## [Data items]
★ ★ ★

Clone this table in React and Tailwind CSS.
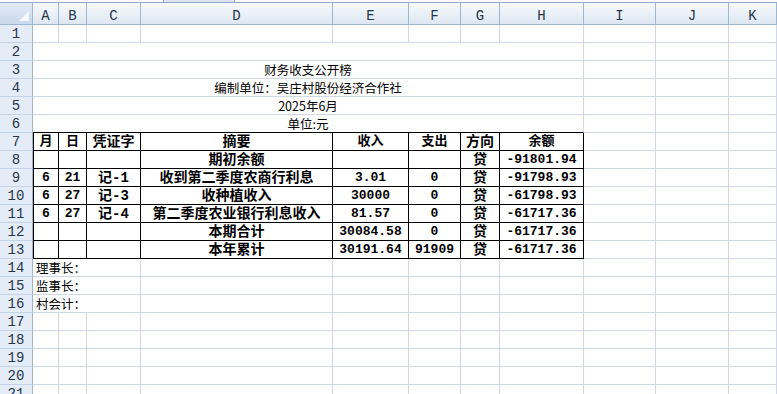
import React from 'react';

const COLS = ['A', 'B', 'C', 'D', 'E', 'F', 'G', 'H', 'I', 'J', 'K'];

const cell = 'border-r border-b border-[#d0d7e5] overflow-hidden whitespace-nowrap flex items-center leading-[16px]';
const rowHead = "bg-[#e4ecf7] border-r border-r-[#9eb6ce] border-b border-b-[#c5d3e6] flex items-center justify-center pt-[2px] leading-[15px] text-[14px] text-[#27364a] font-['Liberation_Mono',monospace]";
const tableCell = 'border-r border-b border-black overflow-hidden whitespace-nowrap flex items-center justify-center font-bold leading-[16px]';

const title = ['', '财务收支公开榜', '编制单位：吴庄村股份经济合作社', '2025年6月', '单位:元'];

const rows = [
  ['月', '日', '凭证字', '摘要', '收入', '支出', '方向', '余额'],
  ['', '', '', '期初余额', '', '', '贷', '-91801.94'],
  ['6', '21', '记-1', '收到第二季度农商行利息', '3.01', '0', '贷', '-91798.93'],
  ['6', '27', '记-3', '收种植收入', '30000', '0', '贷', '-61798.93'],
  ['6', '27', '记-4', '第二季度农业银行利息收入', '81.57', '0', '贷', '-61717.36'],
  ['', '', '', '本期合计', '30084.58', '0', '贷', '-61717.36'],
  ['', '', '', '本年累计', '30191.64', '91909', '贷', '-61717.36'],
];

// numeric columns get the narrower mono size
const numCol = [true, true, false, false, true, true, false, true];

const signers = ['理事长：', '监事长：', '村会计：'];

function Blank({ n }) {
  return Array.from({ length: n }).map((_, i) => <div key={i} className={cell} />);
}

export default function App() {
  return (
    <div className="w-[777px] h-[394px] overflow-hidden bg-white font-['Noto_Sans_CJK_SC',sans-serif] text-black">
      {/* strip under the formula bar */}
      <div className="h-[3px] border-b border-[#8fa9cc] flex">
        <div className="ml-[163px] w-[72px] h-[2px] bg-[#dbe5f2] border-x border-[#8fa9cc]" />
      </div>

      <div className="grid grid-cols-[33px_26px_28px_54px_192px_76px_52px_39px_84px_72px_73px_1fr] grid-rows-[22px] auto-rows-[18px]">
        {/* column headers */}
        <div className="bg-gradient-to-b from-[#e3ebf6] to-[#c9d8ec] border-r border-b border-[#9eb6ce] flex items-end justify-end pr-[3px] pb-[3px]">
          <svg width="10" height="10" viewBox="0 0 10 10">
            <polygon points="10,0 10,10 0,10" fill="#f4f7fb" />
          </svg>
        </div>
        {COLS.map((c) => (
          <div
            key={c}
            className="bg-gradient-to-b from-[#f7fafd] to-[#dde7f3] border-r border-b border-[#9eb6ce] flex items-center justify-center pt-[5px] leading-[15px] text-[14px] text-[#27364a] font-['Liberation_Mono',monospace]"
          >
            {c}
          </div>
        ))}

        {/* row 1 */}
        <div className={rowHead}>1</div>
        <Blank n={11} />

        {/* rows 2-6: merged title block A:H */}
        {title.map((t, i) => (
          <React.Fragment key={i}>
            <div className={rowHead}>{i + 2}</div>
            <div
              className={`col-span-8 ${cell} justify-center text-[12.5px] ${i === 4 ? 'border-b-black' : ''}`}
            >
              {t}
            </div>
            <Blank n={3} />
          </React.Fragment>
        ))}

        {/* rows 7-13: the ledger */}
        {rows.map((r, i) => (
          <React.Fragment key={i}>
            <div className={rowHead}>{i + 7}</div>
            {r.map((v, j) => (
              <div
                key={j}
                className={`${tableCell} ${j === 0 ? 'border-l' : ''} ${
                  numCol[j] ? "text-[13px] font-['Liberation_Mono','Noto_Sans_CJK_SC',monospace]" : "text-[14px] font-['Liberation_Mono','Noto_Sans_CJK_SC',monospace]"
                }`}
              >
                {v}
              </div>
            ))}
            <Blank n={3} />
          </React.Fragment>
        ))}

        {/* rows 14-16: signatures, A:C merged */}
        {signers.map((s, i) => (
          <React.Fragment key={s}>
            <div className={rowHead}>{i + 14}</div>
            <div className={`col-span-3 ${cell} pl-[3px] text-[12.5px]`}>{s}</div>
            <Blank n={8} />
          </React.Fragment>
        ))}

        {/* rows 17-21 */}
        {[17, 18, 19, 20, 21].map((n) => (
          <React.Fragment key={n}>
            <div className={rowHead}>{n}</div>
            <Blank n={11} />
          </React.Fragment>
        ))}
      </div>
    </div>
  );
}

★ ★ ★

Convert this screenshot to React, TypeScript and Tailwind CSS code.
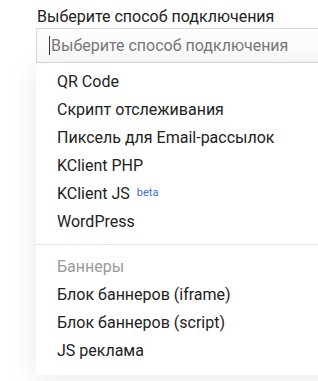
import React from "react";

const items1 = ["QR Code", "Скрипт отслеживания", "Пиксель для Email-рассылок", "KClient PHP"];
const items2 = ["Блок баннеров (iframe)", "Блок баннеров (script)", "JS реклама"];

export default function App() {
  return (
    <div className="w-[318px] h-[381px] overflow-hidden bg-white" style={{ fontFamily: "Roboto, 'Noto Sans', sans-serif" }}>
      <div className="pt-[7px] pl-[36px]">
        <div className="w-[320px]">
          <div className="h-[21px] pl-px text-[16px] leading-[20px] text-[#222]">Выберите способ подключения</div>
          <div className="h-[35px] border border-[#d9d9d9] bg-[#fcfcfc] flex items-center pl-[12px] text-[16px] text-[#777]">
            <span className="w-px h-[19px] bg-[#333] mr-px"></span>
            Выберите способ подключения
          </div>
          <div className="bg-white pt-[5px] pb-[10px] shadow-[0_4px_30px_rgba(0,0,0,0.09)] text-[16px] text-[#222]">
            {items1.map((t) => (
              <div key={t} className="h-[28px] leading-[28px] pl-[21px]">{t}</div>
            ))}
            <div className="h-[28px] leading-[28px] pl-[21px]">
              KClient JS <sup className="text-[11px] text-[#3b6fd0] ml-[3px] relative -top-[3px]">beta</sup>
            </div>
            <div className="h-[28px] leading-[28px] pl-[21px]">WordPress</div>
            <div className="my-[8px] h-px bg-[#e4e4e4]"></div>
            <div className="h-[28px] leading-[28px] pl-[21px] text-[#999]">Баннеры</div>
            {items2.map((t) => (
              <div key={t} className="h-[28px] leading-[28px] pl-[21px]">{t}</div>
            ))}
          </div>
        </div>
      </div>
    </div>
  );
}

★ ★ ★

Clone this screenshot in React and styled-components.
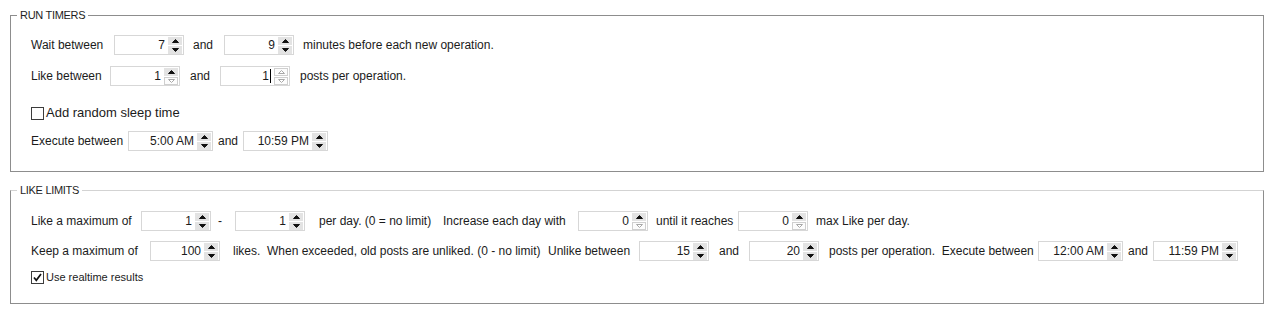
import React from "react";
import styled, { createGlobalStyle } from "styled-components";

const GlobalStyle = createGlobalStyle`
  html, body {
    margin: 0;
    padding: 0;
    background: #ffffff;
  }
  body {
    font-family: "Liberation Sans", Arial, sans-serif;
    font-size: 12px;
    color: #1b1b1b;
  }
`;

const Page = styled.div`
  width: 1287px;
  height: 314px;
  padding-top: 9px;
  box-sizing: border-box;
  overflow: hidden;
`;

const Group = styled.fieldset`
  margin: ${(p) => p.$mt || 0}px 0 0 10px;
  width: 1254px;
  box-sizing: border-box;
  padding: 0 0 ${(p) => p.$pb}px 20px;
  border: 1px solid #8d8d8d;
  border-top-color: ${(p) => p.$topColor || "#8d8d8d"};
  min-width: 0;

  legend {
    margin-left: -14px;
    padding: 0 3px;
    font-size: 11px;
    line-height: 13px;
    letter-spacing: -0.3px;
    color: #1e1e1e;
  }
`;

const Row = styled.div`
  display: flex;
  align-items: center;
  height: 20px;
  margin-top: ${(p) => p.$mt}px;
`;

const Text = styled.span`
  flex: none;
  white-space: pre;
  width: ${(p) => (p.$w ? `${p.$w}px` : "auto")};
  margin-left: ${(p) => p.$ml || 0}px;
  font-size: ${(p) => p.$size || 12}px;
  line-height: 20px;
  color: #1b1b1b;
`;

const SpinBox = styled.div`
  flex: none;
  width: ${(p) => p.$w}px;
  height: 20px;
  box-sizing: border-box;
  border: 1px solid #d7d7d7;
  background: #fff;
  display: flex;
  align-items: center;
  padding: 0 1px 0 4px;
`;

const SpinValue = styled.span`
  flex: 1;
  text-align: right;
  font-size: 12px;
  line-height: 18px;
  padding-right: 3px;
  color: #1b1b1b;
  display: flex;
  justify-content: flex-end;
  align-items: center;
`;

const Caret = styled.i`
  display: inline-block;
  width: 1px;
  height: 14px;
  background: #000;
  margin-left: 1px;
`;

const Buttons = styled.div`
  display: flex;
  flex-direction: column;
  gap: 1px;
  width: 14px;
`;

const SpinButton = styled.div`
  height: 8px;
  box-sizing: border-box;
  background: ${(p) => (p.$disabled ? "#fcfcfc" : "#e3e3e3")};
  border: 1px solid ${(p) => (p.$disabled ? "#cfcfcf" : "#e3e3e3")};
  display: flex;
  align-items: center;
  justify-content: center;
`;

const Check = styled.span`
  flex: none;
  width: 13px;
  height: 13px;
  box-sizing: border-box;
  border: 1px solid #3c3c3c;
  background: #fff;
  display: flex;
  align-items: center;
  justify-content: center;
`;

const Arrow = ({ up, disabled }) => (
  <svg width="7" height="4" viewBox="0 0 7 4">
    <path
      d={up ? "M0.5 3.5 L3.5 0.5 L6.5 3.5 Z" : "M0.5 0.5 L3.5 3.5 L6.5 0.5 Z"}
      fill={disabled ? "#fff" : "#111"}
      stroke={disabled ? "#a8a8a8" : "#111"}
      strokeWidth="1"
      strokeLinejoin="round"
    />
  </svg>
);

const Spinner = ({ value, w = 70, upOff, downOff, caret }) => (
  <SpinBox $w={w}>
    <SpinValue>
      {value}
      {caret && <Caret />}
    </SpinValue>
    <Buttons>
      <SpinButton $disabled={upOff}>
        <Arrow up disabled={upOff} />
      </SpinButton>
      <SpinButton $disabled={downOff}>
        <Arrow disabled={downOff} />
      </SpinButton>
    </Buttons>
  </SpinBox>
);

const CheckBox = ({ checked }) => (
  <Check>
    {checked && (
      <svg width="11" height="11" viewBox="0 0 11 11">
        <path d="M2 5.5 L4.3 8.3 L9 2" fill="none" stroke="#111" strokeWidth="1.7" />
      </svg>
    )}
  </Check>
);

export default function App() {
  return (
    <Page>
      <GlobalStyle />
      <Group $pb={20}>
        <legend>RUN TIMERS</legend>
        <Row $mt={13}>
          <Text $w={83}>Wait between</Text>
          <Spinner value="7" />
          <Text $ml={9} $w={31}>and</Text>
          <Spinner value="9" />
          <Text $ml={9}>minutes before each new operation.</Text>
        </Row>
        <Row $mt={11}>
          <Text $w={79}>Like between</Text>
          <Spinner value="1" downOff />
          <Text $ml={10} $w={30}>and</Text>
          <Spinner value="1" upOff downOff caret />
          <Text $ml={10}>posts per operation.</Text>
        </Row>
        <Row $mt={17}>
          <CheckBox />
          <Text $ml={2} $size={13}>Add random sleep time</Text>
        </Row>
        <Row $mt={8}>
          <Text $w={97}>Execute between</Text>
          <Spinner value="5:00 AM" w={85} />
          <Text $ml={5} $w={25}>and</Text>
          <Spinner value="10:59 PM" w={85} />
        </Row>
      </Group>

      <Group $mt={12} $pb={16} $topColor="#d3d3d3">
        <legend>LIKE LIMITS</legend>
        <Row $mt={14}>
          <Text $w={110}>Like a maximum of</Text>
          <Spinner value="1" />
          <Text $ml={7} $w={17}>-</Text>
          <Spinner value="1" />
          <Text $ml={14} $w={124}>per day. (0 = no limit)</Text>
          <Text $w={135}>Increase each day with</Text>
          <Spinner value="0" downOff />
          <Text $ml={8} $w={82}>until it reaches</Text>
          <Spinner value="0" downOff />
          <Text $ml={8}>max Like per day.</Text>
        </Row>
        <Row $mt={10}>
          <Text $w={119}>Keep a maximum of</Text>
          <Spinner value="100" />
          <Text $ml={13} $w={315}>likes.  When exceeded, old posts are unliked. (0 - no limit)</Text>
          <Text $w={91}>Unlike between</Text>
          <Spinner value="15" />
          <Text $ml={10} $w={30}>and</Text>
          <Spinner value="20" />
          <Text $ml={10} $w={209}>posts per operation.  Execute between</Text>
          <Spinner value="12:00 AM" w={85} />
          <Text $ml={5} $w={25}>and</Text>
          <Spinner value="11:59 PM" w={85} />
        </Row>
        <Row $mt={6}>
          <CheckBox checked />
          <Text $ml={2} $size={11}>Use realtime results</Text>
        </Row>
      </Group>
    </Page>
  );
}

★ ★ ★

## [Written task]
Without the pictures, give again only the lines beginning at the line that contains "Clone this table in React and Tailwind CSS." and stopping after the line that contains "const signers = ['理事长：', '监事长：', '村会计：'];", exactly as written.

## [Final result]
Clone this table in React and Tailwind CSS.
import React from 'react';

const COLS = ['A', 'B', 'C', 'D', 'E', 'F', 'G', 'H', 'I', 'J', 'K'];

const cell = 'border-r border-b border-[#d0d7e5] overflow-hidden whitespace-nowrap flex items-center leading-[16px]';
const rowHead = "bg-[#e4ecf7] border-r border-r-[#9eb6ce] border-b border-b-[#c5d3e6] flex items-center justify-center pt-[2px] leading-[15px] text-[14px] text-[#27364a] font-['Liberation_Mono',monospace]";
const tableCell = 'border-r border-b border-black overflow-hidden whitespace-nowrap flex items-center justify-center font-bold leading-[16px]';

const title = ['', '财务收支公开榜', '编制单位：吴庄村股份经济合作社', '2025年6月', '单位:元'];

const rows = [
  ['月', '日', '凭证字', '摘要', '收入', '支出', '方向', '余额'],
  ['', '', '', '期初余额', '', '', '贷', '-91801.94'],
  ['6', '21', '记-1', '收到第二季度农商行利息', '3.01', '0', '贷', '-91798.93'],
  ['6', '27', '记-3', '收种植收入', '30000', '0', '贷', '-61798.93'],
  ['6', '27', '记-4', '第二季度农业银行利息收入', '81.57', '0', '贷', '-61717.36'],
  ['', '', '', '本期合计', '30084.58', '0', '贷', '-61717.36'],
  ['', '', '', '本年累计', '30191.64', '91909', '贷', '-61717.36'],
];

// numeric columns get the narrower mono size
const numCol = [true, true, false, false, true, true, false, true];

const signers = ['理事长：', '监事长：', '村会计：'];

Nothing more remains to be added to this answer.